■ ROWS
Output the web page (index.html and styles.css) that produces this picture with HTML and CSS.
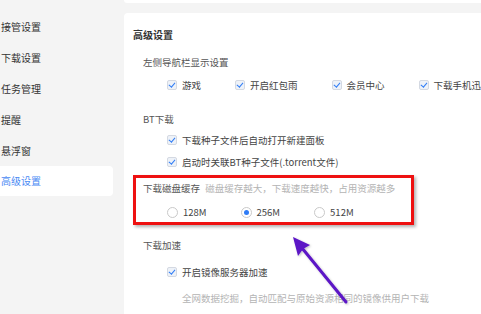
FILE: index.html
```html
<!DOCTYPE html>
<html lang="zh-CN">
<head>
    <meta charset="UTF-8">
    <meta name="viewport" content="width=device-width, initial-scale=1.0">
    <title>设置 - 高级设置</title>
    <link rel="stylesheet" href="styles.css">
</head>
<body>
    <aside class="sidebar">
        <div class="nav-item">接管设置</div>
        <div class="nav-item">下载设置</div>
        <div class="nav-item">任务管理</div>
        <div class="nav-item">提醒</div>
        <div class="nav-item">悬浮窗</div>
        <div class="nav-item active">高级设置</div>
    </aside>

    <main class="main">
        <div class="card-top"></div>
        <div class="card">
            <h2 class="card-title">高级设置</h2>

            <div class="section">
                <div class="section-title">左侧导航栏显示设置</div>
                <div class="option-row inline">
                    <label class="check"><span class="box checked"></span>游戏</label>
                    <label class="check"><span class="box checked"></span>开启红包雨</label>
                    <label class="check"><span class="box checked"></span>会员中心</label>
                    <label class="check"><span class="box checked"></span>下载手机迅雷</label>
                </div>
            </div>

            <div class="section bt">
                <div class="section-title">BT下载</div>
                <div class="option-row">
                    <label class="check"><span class="box checked"></span>下载种子文件后自动打开新建面板</label>
                </div>
                <div class="option-row second">
                    <label class="check"><span class="box checked"></span>启动时关联BT种子文件(.torrent文件)</label>
                </div>
            </div>

            <div class="section highlight">
                <div class="section-title">下载磁盘缓存 <span class="hint">磁盘缓存越大，下载速度越快，占用资源越多</span></div>
                <div class="option-row inline radios">
                    <label class="radio"><span class="dot"></span>128M</label>
                    <label class="radio"><span class="dot on"></span>256M</label>
                    <label class="radio"><span class="dot"></span>512M</label>
                </div>
            </div>

            <div class="section speed">
                <div class="section-title">下载加速</div>
                <div class="option-row">
                    <label class="check"><span class="box checked"></span>开启镜像服务器加速</label>
                </div>
                <div class="option-desc">全网数据挖掘，自动匹配与原始资源相同的镜像供用户下载</div>
            </div>
        </div>
    </main>

    <svg class="arrow" width="481" height="314" viewBox="0 0 481 314">
        <defs>
            <filter id="glow" x="-20%" y="-20%" width="140%" height="140%">
                <feDropShadow dx="1" dy="1" stdDeviation="1" flood-color="#000" flood-opacity="0.25"/>
            </filter>
        </defs>
        <g filter="url(#glow)">
            <line x1="346" y1="302" x2="302" y2="248" stroke="#5b14c6" stroke-width="3" stroke-linecap="round"/>
            <polygon points="293,237 310,245 303,249 298,256" fill="#5b14c6"/>
        </g>
    </svg>
</body>
</html>
```

FILE: styles.css
```css
body {
    margin: 0;
    width: 481px;
    height: 314px;
    overflow: hidden;
    display: flex;
    background-color: #f4f4f4;
    font-family: "Noto Sans CJK SC", "Noto Sans", sans-serif;
    font-size: 9.5px;
    color: #444;
    position: relative;
}
.sidebar {
    width: 124px;
    flex-shrink: 0;
    padding-top: 11px;
    display: flex;
    flex-direction: column;
}
.nav-item {
    width: 112px;
    height: 31px;
    line-height: 31px;
    padding-left: 1px;
    color: #333;
    font-size: 10px;
}
.nav-item.active {
    background-color: white;
    color: #4a8af4;
    border-radius: 0 4px 4px 0;
    height: 30px;
    line-height: 30px;
}
.main {
    flex: 1;
    display: flex;
    flex-direction: column;
}
.card-top {
    height: 3px;
    background-color: white;
    border-radius: 0 0 0 4px;
}
.card {
    flex: 1;
    margin-top: 10px;
    background-color: white;
    border-radius: 4px 0 0 0;
    padding: 15px 0 0 9px;
}
.card-title {
    margin: 0;
    font-size: 10px;
    line-height: 14px;
    font-weight: bold;
    color: #333;
}
.section {
    margin-left: 10px;
    margin-top: 13px;
}
.section-title {
    line-height: 14px;
    color: #555;
}
.option-row {
    margin-top: 9px;
    padding-left: 24px;
    line-height: 14px;
    height: 14px;
}
.option-row.inline {
    display: flex;
    gap: 34px;
}
.bt {
    margin-top: 20px;
}
.bt .option-row {
    margin-top: 7px;
}
.bt .option-row.second {
    margin-top: 8px;
}
.check,
.radio {
    display: flex;
    align-items: center;
    gap: 5px;
    white-space: nowrap;
    color: #444;
}
.box {
    width: 8px;
    height: 8px;
    border: 1px solid #d4d9e2;
    border-radius: 2px;
    background-color: #eef2f8;
    position: relative;
}
.box.checked::after {
    content: "";
    position: absolute;
    left: 2px;
    top: 0px;
    width: 2.5px;
    height: 5px;
    border: solid #2f7cf6;
    border-width: 0 1.5px 1.5px 0;
    transform: rotate(40deg);
}
.highlight {
    margin-left: 0;
    margin-top: 6px;
    width: 268px;
    border: 3px solid #ee1111;
    padding: 3px 0 3px 7px;
    box-shadow: 2px 2px 3px rgba(0, 0, 0, 0.3);
}
.hint {
    color: #b4b4b4;
    margin-left: 3px;
}
.radios {
    margin-top: 10px;
}
.dot {
    width: 9px;
    height: 9px;
    border: 1px solid #c9c9c9;
    border-radius: 50%;
    background-color: white;
    position: relative;
}
.dot.on::after {
    content: "";
    position: absolute;
    left: 2px;
    top: 2px;
    width: 5px;
    height: 5px;
    border-radius: 50%;
    background-color: #2f7cf6;
}
.speed {
    margin-top: 13px;
}
.speed .option-row {
    margin-top: 13px;
}
.option-desc {
    margin-top: 12px;
    padding-left: 39px;
    line-height: 14px;
    color: #b4b4b4;
}
.arrow {
    position: absolute;
    left: 0;
    top: 0;
    pointer-events: none;
}
```
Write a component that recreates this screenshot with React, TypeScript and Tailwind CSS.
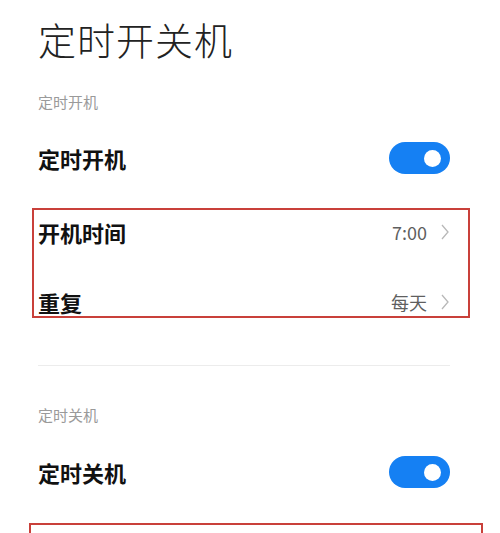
import React from "react"

const font = { fontFamily: '"Noto Sans CJK SC", "Noto Sans", sans-serif' }

function Chevron() {
  return (
    <svg width="10" height="16" viewBox="0 0 10 16" className="ml-[13px]">
      <polyline points="2,1 8,8 2,15" fill="none" stroke="#b8b8b8" strokeWidth="1.3" />
    </svg>
  )
}

function Toggle() {
  return (
    <div className="w-[61px] h-[32px] rounded-full bg-[#1580f3] flex items-center justify-end pr-[9px]">
      <div className="w-[17px] h-[17px] rounded-full bg-white" />
    </div>
  )
}

function SwitchRow({ label }: { label: string }) {
  return (
    <div className="h-[52px] flex items-center justify-between">
      <span className="text-[22px] font-bold text-[#111]">{label}</span>
      <Toggle />
    </div>
  )
}

function ValueRow({ label, value, className }: { label: string; value: string; className: string }) {
  return (
    <div className={`flex items-center justify-between pl-[4px] pr-[18px] ${className}`}>
      <span className="text-[22px] font-bold text-[#111]">{label}</span>
      <span className="flex items-center text-[18px] text-[#5f5f5f]">
        {value}
        <Chevron />
      </span>
    </div>
  )
}

export default function App() {
  return (
    <div className="w-[500px] h-[533px] overflow-hidden bg-white" style={font}>
      <div className="pl-[38px] pr-[50px]">
        <h1 className="mt-[19px] text-[38px] leading-[40px] font-light text-[#222] tracking-[1px]">定时开关机</h1>

        <div className="mt-[33px] text-[15px] leading-[20px] text-[#9a9a9a]">定时开机</div>
        <div className="mt-[20px]">
          <SwitchRow label="定时开机" />
        </div>

        <div className="mt-[24px] -ml-[6px] -mr-[20px] border-2 border-[#c9403a] h-[110px] flex flex-col">
          <ValueRow label="开机时间" value="7:00" className="h-[44px]" />
          <ValueRow label="重复" value="每天" className="h-[28px] mt-[34px]" />
        </div>

        <div className="mt-[47px] h-px bg-[#ececec]" />

        <div className="mt-[39px] text-[15px] leading-[20px] text-[#9a9a9a]">定时关机</div>
        <div className="mt-[21px]">
          <SwitchRow label="定时关机" />
        </div>

        <div className="mt-[25px] -ml-[9px] -mr-[33px] border-2 border-[#c9403a] h-[60px] pl-[7px] pt-[2px]">
          <span className="text-[22px] font-bold text-[#111]">关机时间</span>
        </div>
      </div>
    </div>
  )
}
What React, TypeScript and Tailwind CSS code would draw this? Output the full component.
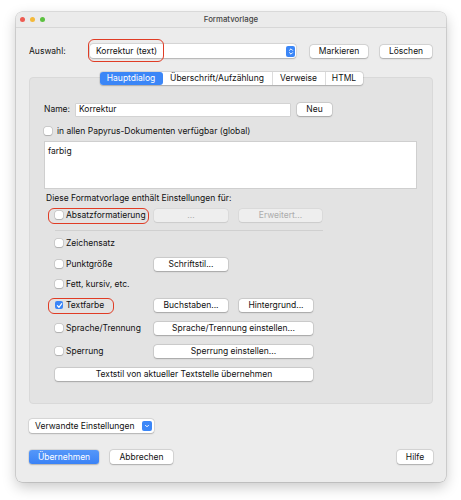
import type { ReactNode } from 'react';

const BTN =
  'flex items-center justify-center rounded-[3px] bg-white text-[#111] shadow-[0_0_0_0.5px_rgba(0,0,0,0.14),0_0.5px_1.5px_rgba(0,0,0,0.22)]';
const BTN_OFF =
  'flex items-center justify-center rounded-[3px] bg-[#eeeeee] text-[#acacac] shadow-[0_0_0_0.5px_rgba(0,0,0,0.06),0_0.5px_1px_rgba(0,0,0,0.08)]';

function Button({ children, className = '', disabled = false }: { children: ReactNode; className?: string; disabled?: boolean }) {
  return <div className={`${disabled ? BTN_OFF : BTN} h-[13px] ${className}`}>{children}</div>;
}

function Check({ checked = false }: { checked?: boolean }) {
  if (checked) {
    return (
      <span className="flex h-[8px] w-[8px] shrink-0 items-center justify-center rounded-[2px] bg-[#3b86f7]">
        <svg width="7" height="7" viewBox="0 0 10 10" fill="none">
          <path d="M2 5.3 L4.2 7.6 L8.2 2.4" stroke="white" strokeWidth="1.7" strokeLinecap="round" strokeLinejoin="round" />
        </svg>
      </span>
    );
  }
  return (
    <span className="h-[8px] w-[8px] shrink-0 rounded-[2px] bg-white shadow-[0_0_0_0.5px_rgba(0,0,0,0.18),0_0.5px_1px_rgba(0,0,0,0.15)]" />
  );
}

function Ring({ className }: { className: string }) {
  return <span className={`pointer-events-none absolute rounded-[6px] border-[1.8px] border-[#e03c25] ${className}`} />;
}

function OptionRow({
  label,
  checked = false,
  ring = '',
  className = '',
  children,
}: {
  label: string;
  checked?: boolean;
  ring?: string;
  className?: string;
  children?: ReactNode;
}) {
  return (
    <div className={`flex h-[13px] items-center ${className}`}>
      <div className="relative flex w-[99px] items-center gap-[3px]">
        <Check checked={checked} />
        <span>{label}</span>
        {ring && <Ring className={ring} />}
      </div>
      <div className="flex gap-[11px]">{children}</div>
    </div>
  );
}

const TABS = [
  { label: 'Hauptdialog', w: 'w-[63px]', active: true },
  { label: 'Überschrift/Aufzählung', w: 'w-[109px]', active: false },
  { label: 'Verweise', w: 'w-[53px]', active: false },
  { label: 'HTML', w: 'w-[38px]', active: false },
];

export default function App() {
  return (
    <div className="h-[500px] w-[461px] bg-white pl-[16px] pt-[12px] font-['Inter','Liberation_Sans',sans-serif] text-[8.5px] leading-none text-[#111]">
      <div className="flex h-[470px] w-[430px] flex-col overflow-hidden rounded-[6px] bg-[#ececec] shadow-[0_0_0_0.5px_rgba(0,0,0,0.22),0_5px_14px_rgba(0,0,0,0.22)]">
        {/* title bar */}
        <div className="flex h-[16px] shrink-0 items-center border-b border-[#d7d7d7] bg-[#ebebeb] px-[4px]">
          <div className="flex w-[40px] gap-[5px]">
            <span className="h-[5px] w-[5px] rounded-full bg-[#ee5b51]" />
            <span className="h-[5px] w-[5px] rounded-full bg-[#f4b93a]" />
            <span className="h-[5px] w-[5px] rounded-full bg-[#5cc140]" />
          </div>
          <div className="flex-1 pr-[40px] text-center text-[7.8px] font-medium text-[#444]">Formatvorlage</div>
        </div>

        <div className="flex flex-1 flex-col px-[13px] pt-[16px]">
          {/* Auswahl row */}
          <div className="flex h-[14px] items-center">
            <span className="w-[61px]">Auswahl:</span>
            <div className="relative flex h-[14px] w-[206px] items-center rounded-[3px] bg-white pl-[6px] shadow-[0_0_0_0.5px_rgba(0,0,0,0.12),0_0.5px_1.5px_rgba(0,0,0,0.2)]">
              <span>Korrektur (text)</span>
              <span className="ml-auto mr-[1px] flex h-[11px] w-[9px] items-center justify-center rounded-[2px] bg-[#3b86f7]">
                <svg width="6" height="9" viewBox="0 0 6 9" fill="none">
                  <path d="M1.5 3.3 L3 1.8 L4.5 3.3 M1.5 5.7 L3 7.2 L4.5 5.7" stroke="white" strokeWidth="1" strokeLinecap="round" strokeLinejoin="round" />
                </svg>
              </span>
              <Ring className="-left-[2px] -top-[5px] h-[23px] w-[76px]" />
            </div>
            <Button className="ml-[14px] w-[58px]">Markieren</Button>
            <Button className="ml-[12px] w-[52px]">Löschen</Button>
          </div>

          {/* tabs */}
          <div className="relative z-10 mt-[14px] flex justify-center">
            <div className="flex h-[13px] rounded-[3px] bg-white shadow-[0_0_0_0.5px_rgba(0,0,0,0.12),0_0.5px_1.5px_rgba(0,0,0,0.2)]">
              {TABS.map((t, i) => (
                <div
                  key={t.label}
                  className={`flex items-center justify-center ${t.w} ${
                    t.active ? 'rounded-[3px] bg-[#3b86f7] text-white' : 'text-[#111]'
                  } ${i > 1 ? 'border-l border-[#dcdcdc]' : ''}`}
                >
                  {t.label}
                </div>
              ))}
            </div>
          </div>

          {/* panel */}
          <div className="-mt-[8px] flex h-[327px] flex-col rounded-[4px] border border-[#d9d9d9] bg-[#e3e3e3] px-[14px] pt-[25px]">
            <div className="flex h-[13px] items-center">
              <span className="w-[32px]">Name:</span>
              <div className="flex h-[12px] w-[214px] items-center bg-white pl-[3px] shadow-[0_0_0_0.5px_rgba(0,0,0,0.14)]">Korrektur</div>
              <Button className="ml-[7px] w-[35px]">Neu</Button>
            </div>

            <div className="mt-[11px] flex h-[8px] items-center gap-[5px]">
              <Check />
              <span>in allen Papyrus-Dokumenten verfügbar (global)</span>
            </div>

            <div className="mt-[6px] h-[48px] w-[373px] border border-[#cfcfcf] bg-white px-[3px] pt-[5px]">farbig</div>

            <div className="mt-[5px] pl-[2px]">Diese Formatvorlage enthält Einstellungen für:</div>

            <div className="pl-[11px]">
              <OptionRow label="Absatzformatierung" ring="-left-[7px] -top-[3px] h-[16px] w-[101px]" className="mt-[6px]">
                <Button disabled className="w-[74px]">...</Button>
                <Button disabled className="w-[83px]">Erweitert...</Button>
              </OptionRow>

              <div className="mt-[8px] h-px w-[268px] bg-[#d0d0d0]" />

              <OptionRow label="Zeichensatz" className="mt-[6px]" />
              <OptionRow label="Punktgröße" className="mt-[8px]">
                <Button className="w-[74px]">Schriftstil...</Button>
              </OptionRow>
              <OptionRow label="Fett, kursiv, etc." className="mt-[7px]" />
              <OptionRow label="Textfarbe" checked ring="-left-[7px] -top-[3px] h-[16px] w-[66px]" className="mt-[8px]">
                <Button className="w-[74px]">Buchstaben...</Button>
                <Button className="w-[74px]">Hintergrund...</Button>
              </OptionRow>
              <OptionRow label="Sprache/Trennung" className="mt-[10px]">
                <Button className="w-[159px]">Sprache/Trennung einstellen...</Button>
              </OptionRow>
              <OptionRow label="Sperrung" className="mt-[10px]">
                <Button className="w-[159px]">Sperrung einstellen...</Button>
              </OptionRow>
              <Button className="mt-[10px] w-[258px]">Textstil von aktueller Textstelle übernehmen</Button>
            </div>
          </div>

          {/* Verwandte Einstellungen */}
          <div className="mt-[15px] flex h-[14px] w-[125px] items-center rounded-[3px] bg-white pl-[6px] shadow-[0_0_0_0.5px_rgba(0,0,0,0.12),0_0.5px_1.5px_rgba(0,0,0,0.2)]">
            <span>Verwandte Einstellungen</span>
            <span className="ml-auto mr-[2px] flex h-[10px] w-[10px] items-center justify-center rounded-[2px] bg-[#3b86f7]">
              <svg width="6" height="6" viewBox="0 0 6 6" fill="none">
                <path d="M1.5 2.3 L3 3.8 L4.5 2.3" stroke="white" strokeWidth="1" strokeLinecap="round" strokeLinejoin="round" />
              </svg>
            </span>
          </div>

          {/* bottom buttons */}
          <div className="mt-[17px] flex items-center">
            <div className="flex h-[14px] w-[70px] items-center justify-center rounded-[3px] bg-gradient-to-b from-[#5597f9] to-[#3a82f6] text-white shadow-[0_0_0_0.5px_rgba(0,0,0,0.1),0_0.5px_1.5px_rgba(0,0,0,0.2)]">
              Übernehmen
            </div>
            <Button className="ml-[11px] h-[14px] w-[63px]">Abbrechen</Button>
            <Button className="ml-auto h-[14px] w-[36px]">Hilfe</Button>
          </div>
        </div>
      </div>
    </div>
  );
}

■ STATED EXERCISE
Check each line of the entries above for the word "Output". List the ones that have it.

■ FINISHED EXERCISE
Output the web page (index.html and styles.css) that produces this picture with HTML and CSS.
What React, TypeScript and Tailwind CSS code would draw this? Output the full component.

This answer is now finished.